Go through the data below and gather each line containing "React".

--- PROVIDED DATA ---

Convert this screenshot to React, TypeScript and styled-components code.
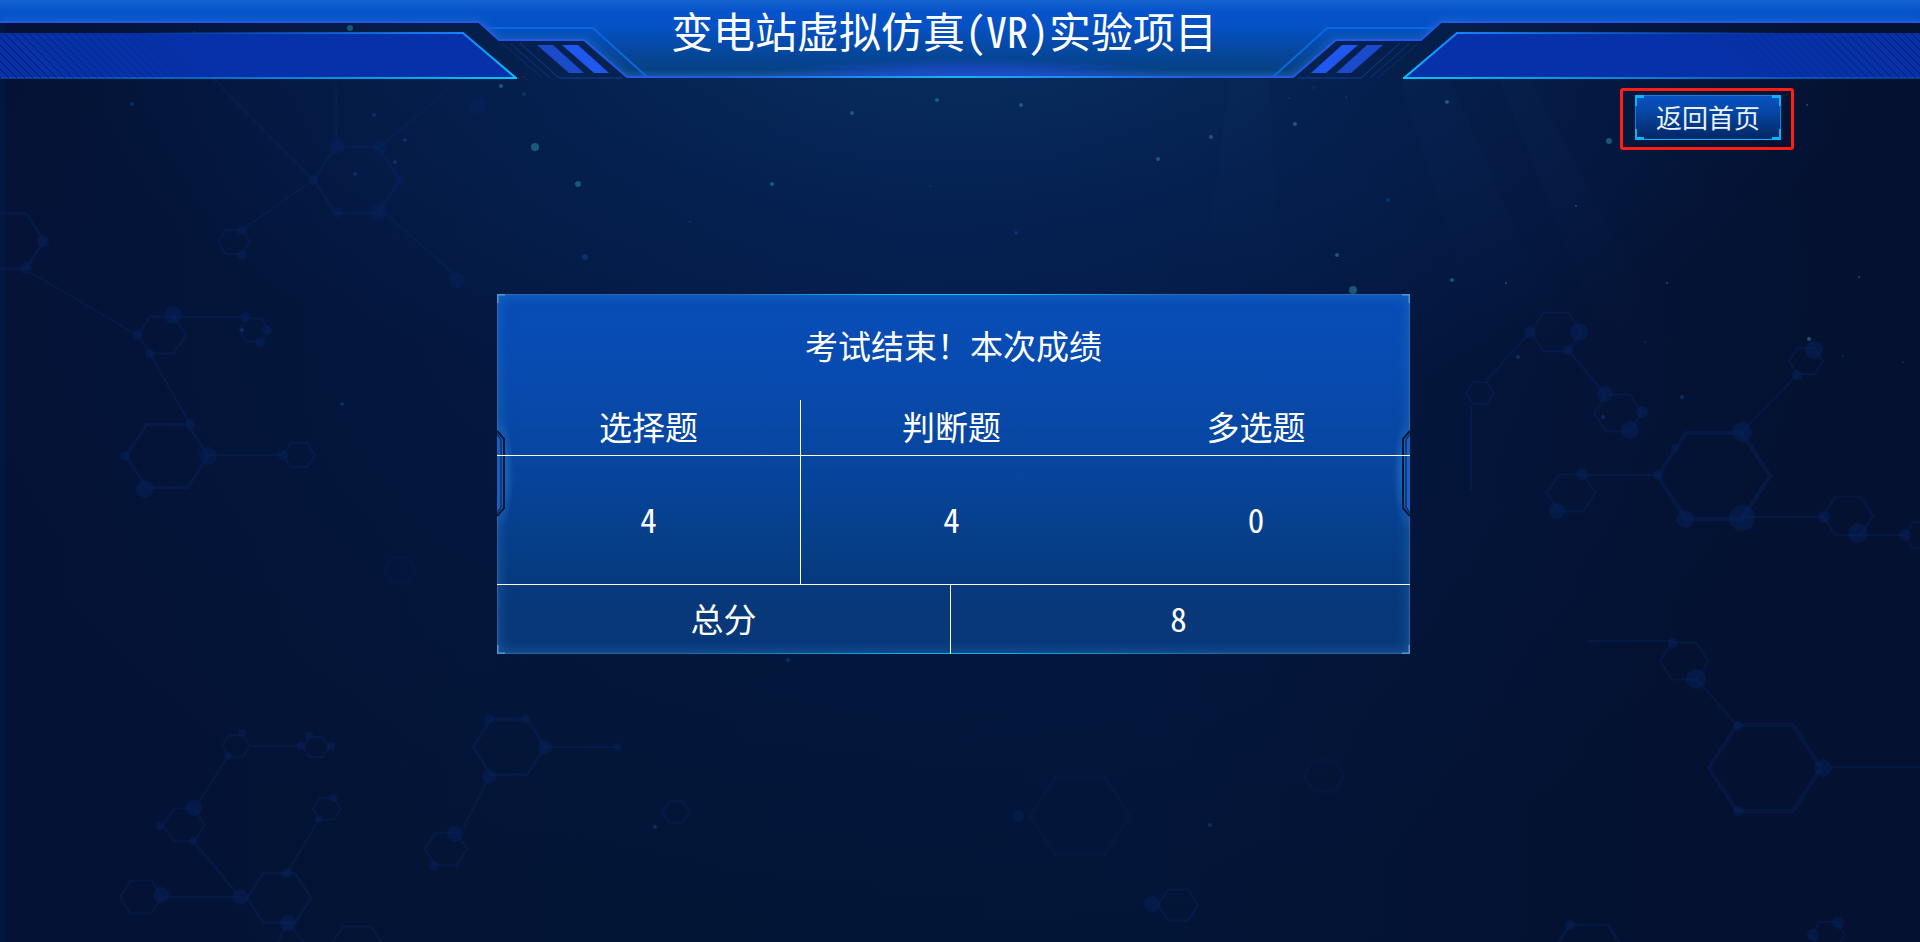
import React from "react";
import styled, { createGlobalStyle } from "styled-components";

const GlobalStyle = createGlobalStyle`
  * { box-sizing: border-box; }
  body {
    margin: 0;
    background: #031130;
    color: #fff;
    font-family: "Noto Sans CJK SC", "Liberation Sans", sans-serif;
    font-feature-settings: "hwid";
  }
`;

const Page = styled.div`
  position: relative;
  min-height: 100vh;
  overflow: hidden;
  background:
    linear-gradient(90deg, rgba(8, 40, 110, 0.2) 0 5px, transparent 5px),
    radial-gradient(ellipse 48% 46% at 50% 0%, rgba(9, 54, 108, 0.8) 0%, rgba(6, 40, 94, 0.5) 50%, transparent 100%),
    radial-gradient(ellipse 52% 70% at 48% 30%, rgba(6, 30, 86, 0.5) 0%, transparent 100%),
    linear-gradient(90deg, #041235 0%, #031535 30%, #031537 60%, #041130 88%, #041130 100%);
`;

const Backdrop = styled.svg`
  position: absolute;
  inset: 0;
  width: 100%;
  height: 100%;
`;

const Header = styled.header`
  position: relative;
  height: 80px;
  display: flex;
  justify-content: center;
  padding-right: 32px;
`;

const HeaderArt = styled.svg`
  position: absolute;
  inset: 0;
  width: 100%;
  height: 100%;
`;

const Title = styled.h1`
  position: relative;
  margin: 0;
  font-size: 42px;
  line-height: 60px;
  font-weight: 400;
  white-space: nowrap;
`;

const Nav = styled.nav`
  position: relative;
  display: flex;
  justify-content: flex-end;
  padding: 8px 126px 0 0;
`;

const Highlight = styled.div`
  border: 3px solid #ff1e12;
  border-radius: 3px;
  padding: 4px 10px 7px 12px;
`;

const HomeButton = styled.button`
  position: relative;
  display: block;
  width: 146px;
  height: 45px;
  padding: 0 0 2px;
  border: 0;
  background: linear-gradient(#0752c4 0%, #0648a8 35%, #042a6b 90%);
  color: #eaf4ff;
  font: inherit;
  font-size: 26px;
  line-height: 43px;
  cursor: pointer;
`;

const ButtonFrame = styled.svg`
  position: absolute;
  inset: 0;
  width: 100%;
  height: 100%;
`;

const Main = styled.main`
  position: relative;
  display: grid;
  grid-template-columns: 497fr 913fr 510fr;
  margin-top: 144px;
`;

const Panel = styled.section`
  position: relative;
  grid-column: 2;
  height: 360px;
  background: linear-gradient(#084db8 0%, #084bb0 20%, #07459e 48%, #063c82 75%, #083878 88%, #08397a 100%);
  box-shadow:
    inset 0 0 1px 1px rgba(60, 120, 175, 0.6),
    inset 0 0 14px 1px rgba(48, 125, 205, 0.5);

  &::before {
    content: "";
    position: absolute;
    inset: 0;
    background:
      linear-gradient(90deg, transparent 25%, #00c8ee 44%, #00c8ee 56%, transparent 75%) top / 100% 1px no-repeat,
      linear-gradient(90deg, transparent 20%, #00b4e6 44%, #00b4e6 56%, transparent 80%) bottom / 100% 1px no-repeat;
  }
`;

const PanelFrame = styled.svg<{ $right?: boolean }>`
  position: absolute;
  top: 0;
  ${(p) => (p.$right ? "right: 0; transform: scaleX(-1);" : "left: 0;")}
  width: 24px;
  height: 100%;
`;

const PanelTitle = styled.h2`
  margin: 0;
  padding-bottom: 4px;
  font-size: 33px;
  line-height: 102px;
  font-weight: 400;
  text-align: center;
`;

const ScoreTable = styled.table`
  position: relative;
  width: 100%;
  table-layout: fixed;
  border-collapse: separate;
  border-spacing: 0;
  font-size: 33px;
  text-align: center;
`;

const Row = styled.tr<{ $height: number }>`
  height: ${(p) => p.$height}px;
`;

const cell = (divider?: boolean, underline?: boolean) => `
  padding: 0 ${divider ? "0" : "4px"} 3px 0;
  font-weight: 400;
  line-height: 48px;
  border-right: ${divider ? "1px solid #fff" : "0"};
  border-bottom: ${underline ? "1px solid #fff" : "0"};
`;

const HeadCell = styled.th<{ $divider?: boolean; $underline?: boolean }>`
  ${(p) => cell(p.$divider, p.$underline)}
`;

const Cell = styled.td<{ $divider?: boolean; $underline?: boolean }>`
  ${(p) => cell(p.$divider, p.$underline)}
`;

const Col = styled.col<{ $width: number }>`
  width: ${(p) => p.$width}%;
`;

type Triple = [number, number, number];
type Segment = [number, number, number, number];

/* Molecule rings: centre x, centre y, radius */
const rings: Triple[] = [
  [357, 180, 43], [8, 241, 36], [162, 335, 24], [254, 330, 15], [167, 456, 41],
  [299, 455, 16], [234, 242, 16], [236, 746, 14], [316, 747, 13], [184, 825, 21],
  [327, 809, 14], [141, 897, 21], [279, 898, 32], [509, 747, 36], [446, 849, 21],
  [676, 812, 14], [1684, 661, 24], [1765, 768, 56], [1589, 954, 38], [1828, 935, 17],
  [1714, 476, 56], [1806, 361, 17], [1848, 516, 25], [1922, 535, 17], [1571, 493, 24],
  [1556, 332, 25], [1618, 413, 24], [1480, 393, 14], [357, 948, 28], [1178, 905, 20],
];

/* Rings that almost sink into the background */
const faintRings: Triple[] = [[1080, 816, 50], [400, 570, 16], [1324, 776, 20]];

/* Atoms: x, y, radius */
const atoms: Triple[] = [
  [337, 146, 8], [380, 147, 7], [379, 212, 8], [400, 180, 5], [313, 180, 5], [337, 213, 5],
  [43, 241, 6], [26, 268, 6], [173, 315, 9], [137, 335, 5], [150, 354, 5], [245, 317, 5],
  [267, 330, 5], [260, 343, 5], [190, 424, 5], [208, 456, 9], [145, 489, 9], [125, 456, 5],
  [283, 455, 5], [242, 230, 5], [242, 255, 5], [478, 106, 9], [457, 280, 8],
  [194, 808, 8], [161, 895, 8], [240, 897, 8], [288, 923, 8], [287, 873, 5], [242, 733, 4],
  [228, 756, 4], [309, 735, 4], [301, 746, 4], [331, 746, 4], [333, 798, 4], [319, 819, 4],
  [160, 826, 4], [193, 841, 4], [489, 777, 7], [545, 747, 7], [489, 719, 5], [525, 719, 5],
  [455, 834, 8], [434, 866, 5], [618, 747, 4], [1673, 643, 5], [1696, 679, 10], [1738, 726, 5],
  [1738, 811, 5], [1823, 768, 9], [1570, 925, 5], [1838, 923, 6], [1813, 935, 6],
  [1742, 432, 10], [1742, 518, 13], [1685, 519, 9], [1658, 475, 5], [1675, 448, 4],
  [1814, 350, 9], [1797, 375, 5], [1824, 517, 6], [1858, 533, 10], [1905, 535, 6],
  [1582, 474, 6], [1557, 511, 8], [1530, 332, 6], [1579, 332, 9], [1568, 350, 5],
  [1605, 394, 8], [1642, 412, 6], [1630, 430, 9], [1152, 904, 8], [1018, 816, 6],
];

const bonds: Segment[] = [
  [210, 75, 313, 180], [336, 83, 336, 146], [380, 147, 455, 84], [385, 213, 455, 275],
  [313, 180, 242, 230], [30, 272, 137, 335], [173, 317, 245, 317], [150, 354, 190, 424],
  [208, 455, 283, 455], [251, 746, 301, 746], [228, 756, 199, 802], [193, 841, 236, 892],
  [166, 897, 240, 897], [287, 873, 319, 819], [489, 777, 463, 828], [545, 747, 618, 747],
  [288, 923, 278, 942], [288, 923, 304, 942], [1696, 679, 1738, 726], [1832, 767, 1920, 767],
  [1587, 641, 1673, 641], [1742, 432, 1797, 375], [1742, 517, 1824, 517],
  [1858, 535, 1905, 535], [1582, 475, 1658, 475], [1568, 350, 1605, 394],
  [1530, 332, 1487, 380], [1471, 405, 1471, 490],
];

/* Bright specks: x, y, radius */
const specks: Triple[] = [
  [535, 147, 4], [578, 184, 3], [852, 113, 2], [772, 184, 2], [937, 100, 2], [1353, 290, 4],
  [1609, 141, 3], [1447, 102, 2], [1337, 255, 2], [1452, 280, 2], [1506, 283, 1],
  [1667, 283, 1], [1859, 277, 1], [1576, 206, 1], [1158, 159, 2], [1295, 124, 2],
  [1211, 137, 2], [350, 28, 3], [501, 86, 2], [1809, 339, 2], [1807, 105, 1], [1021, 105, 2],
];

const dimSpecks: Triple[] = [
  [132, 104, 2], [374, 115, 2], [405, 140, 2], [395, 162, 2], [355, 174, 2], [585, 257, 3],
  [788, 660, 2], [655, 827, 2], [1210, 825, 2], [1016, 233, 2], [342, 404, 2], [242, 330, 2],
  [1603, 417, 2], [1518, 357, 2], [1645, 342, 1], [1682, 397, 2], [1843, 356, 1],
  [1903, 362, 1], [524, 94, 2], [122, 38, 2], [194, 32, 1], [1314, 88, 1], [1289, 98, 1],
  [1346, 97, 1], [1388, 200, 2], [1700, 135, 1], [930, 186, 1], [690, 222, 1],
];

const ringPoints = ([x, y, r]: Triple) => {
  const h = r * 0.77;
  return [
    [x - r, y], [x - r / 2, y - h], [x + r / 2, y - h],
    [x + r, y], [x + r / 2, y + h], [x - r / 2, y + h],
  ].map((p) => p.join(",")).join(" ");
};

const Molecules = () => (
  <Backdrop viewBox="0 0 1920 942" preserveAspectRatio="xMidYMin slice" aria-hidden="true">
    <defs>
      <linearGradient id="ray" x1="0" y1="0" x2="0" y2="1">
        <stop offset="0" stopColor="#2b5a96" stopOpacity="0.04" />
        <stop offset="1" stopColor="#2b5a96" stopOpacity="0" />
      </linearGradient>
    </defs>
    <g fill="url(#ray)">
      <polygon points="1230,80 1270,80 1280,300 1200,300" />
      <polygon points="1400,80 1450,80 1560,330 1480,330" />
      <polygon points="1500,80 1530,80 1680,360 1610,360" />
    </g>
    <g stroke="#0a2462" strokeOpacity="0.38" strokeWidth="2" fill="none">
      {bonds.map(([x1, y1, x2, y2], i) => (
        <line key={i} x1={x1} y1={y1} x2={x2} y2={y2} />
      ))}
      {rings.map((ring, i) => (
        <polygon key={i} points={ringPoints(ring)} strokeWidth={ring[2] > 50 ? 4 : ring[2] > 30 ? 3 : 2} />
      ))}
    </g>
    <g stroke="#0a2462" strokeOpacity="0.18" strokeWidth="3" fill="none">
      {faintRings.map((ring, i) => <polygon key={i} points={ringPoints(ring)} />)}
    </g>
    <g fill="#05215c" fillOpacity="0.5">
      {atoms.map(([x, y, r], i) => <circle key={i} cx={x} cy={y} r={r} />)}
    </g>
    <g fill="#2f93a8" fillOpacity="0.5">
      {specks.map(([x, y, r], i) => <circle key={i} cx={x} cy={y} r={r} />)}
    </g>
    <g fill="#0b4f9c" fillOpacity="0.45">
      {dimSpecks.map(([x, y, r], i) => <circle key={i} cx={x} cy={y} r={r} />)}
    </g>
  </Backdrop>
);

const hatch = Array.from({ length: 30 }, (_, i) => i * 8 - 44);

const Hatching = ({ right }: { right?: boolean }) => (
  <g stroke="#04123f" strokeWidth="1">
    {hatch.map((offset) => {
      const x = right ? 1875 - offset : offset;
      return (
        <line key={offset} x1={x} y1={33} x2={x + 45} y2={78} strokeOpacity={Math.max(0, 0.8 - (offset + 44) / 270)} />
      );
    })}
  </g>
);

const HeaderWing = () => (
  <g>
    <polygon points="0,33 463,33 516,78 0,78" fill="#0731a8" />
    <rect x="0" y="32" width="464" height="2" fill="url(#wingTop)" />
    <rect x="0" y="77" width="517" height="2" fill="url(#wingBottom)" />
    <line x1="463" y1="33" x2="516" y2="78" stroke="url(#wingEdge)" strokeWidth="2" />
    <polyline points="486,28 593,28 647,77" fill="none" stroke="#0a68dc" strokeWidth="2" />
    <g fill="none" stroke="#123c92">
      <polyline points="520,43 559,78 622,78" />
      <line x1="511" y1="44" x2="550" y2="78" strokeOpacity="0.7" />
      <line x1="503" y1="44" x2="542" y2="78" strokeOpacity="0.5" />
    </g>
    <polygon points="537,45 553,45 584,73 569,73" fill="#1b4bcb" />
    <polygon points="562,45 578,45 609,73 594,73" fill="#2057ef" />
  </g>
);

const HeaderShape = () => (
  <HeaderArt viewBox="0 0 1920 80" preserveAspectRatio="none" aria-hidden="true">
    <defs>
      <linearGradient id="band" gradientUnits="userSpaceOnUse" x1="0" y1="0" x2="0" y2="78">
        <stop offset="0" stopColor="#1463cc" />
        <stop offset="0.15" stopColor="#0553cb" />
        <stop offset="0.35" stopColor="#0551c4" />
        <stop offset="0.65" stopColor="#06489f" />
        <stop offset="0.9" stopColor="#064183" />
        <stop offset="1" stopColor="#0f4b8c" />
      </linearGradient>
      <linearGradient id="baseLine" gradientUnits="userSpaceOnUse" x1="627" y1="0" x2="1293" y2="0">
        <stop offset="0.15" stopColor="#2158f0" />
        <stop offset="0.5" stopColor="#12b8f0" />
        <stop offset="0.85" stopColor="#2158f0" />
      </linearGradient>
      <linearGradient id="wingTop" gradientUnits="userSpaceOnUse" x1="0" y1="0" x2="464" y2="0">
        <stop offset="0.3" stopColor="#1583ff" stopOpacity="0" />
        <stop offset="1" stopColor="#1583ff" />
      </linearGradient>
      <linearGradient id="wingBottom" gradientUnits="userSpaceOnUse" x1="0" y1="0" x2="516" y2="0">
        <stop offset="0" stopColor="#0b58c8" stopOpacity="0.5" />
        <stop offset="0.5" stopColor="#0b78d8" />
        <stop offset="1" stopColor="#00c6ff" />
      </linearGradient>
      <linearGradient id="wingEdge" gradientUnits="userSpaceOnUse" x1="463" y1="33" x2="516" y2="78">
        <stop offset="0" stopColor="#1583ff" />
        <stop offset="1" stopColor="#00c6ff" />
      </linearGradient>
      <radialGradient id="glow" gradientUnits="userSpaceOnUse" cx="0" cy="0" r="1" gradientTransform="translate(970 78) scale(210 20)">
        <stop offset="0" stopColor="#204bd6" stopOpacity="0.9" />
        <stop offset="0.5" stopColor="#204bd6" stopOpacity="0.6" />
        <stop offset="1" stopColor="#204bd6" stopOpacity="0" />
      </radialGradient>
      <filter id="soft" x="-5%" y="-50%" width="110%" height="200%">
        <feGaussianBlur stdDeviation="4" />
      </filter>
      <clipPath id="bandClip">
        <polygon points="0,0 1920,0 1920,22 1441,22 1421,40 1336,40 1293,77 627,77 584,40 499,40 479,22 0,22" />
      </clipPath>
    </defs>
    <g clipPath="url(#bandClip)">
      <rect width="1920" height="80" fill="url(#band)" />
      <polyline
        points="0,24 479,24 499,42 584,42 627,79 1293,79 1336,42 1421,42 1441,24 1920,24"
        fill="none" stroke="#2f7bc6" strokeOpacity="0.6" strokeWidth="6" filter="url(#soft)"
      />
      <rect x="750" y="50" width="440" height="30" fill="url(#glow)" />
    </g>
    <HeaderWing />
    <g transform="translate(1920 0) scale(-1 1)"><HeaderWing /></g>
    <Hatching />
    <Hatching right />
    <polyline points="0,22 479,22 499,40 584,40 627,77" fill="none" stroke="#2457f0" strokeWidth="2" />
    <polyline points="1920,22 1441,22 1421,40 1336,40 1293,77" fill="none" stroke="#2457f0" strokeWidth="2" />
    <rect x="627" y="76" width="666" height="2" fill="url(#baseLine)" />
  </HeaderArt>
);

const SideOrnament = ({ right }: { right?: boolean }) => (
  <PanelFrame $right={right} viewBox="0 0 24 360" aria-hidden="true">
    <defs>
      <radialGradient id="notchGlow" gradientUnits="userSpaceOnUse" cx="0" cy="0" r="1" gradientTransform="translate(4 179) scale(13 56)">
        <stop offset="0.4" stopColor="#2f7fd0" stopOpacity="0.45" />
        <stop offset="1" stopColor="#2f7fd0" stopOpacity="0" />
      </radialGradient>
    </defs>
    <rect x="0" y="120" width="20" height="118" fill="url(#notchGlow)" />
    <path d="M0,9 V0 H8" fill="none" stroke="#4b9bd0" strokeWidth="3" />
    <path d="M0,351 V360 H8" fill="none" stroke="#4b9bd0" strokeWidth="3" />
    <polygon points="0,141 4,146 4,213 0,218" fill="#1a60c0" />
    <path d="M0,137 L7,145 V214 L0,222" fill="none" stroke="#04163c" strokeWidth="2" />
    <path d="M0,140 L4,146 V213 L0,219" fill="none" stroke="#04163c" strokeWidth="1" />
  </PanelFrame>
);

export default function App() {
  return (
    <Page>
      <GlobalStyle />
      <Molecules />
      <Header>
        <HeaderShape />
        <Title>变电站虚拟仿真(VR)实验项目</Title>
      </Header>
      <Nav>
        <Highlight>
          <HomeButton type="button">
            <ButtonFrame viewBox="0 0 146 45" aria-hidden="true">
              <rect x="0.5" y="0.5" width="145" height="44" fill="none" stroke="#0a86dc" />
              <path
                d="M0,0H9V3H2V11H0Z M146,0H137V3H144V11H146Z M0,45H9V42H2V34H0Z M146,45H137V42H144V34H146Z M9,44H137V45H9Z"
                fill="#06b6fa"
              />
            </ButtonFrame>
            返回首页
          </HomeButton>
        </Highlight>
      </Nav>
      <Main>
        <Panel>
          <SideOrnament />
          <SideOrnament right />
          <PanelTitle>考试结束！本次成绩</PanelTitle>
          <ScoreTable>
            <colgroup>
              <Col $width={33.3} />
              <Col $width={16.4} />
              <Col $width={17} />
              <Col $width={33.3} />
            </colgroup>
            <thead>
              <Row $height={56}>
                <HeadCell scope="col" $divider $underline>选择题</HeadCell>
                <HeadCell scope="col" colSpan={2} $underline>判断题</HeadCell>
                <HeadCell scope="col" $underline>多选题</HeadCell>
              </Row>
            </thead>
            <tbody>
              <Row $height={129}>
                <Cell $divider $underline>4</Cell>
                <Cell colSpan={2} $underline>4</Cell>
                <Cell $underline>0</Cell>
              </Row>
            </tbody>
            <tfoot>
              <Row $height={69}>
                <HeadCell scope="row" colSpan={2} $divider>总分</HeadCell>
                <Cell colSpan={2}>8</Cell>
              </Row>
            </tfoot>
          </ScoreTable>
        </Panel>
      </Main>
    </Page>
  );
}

---

• **RESPONSE**:
Convert this screenshot to React, TypeScript and styled-components code.
import React from "react";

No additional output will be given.